What is your outlook for distributions in the future?

As we announced with this new medium-term strategy, starting this fiscal period we will change our distribution policy, as a general principle only carrying out profit distributions as of initial forecasts, without continuously implementing distributions in excess of earnings. However, we will carry out distributions in excess of earnings to a certain level in cases such as when the final amount of profit distributions has decreased from initial forecasts. For the 15th, 16th and 17th fiscal periods, we forecast that earnings per unit (EPU) levels will be 3,066 yen, 3,198 yen and 3,104 yen respectively. In this way, our policy is to provide returns to unitholders by aiming for growth in earnings per unit (EPU), which is an indicator of effective earning power.

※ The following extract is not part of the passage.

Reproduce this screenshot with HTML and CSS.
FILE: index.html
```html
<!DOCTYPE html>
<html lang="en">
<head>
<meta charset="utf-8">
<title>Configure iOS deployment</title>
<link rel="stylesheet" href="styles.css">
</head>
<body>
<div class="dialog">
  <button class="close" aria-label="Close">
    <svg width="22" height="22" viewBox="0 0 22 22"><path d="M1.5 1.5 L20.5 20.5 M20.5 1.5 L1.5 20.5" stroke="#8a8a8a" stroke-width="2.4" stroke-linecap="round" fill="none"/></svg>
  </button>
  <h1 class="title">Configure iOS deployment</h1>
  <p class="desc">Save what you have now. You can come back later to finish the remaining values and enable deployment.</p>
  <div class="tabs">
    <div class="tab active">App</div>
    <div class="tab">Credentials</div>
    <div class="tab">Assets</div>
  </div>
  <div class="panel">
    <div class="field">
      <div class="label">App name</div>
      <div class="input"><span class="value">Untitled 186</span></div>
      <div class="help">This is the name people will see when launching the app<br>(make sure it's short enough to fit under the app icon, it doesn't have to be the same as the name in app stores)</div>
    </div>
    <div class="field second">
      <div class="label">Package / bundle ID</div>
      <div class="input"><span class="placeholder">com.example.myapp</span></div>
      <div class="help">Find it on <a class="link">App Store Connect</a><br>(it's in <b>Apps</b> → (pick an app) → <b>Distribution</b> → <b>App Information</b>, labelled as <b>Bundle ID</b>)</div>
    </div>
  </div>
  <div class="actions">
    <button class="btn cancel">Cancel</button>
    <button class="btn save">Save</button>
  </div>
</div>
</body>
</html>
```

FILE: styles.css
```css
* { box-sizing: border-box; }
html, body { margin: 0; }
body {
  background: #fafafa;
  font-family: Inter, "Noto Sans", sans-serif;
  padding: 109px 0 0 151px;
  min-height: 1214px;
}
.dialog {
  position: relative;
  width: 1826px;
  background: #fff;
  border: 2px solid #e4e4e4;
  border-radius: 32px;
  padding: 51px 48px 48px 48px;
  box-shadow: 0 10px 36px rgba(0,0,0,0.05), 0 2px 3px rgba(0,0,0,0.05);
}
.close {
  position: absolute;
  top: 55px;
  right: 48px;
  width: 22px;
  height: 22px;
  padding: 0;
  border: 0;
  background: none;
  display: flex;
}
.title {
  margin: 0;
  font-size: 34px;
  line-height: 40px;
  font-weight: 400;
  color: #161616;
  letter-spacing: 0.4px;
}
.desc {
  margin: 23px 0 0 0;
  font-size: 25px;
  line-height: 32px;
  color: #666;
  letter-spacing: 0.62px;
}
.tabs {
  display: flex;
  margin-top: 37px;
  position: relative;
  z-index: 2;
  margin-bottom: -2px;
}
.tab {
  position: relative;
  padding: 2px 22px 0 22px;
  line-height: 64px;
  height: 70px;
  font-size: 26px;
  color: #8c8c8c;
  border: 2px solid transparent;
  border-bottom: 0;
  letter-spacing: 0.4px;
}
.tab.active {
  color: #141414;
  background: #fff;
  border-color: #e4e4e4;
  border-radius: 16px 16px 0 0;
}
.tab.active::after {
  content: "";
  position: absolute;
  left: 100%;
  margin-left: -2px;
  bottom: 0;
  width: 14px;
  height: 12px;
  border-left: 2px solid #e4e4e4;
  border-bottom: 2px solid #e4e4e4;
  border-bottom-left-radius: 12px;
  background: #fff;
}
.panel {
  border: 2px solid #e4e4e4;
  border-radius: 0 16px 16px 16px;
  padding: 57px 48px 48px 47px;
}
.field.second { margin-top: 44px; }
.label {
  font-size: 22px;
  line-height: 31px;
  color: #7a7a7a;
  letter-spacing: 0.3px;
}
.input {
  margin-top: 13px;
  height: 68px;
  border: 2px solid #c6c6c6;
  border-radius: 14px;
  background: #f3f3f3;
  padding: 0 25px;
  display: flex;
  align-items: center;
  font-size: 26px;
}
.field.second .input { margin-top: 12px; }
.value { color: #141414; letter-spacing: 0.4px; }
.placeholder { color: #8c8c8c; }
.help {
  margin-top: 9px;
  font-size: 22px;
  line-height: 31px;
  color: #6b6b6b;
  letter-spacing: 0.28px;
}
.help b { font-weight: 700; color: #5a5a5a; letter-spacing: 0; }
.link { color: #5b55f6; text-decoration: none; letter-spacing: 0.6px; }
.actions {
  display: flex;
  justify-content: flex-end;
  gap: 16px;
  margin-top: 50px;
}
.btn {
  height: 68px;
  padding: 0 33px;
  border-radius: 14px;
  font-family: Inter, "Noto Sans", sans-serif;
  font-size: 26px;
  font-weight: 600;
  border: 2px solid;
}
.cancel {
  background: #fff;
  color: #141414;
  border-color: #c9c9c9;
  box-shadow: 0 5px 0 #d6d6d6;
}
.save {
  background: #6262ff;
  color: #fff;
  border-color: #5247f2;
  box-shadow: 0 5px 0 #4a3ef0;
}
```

What are the details of the repurchase of investment units you have announced?

The fall in investment unit prices from mid-June 2024 onwards is what led to the repurchase of investment units. We believe that the current fall in investment unit prices, which is incurring in the absence of any significant changes to the business environment surrounding CSIF or its earnings results, is primarily due to recent forex and interest rate trends, major stock market fluctuations, and excessive market concerns about the business and the future of infrastructure investment corporations. Under these conditions, CSIF has made the decision to effect returns to unitholders through the repurchase of investment units as an effective use of funds on hand, with the aim of sending a message to the market that the current investment unit price is not reflecting of CSIF’s inherent business value. As for the specific repurchase plan, we will repurchase a maximum of 12,000 units, spending up to 1 billion yen over a repurchase period from August 19 to November 29. As for the effects of the repurchase of investment units, when the units are cancelled following repurchase, the number of issued units will decrease, resulting in an increase in earnings per unit (EPU).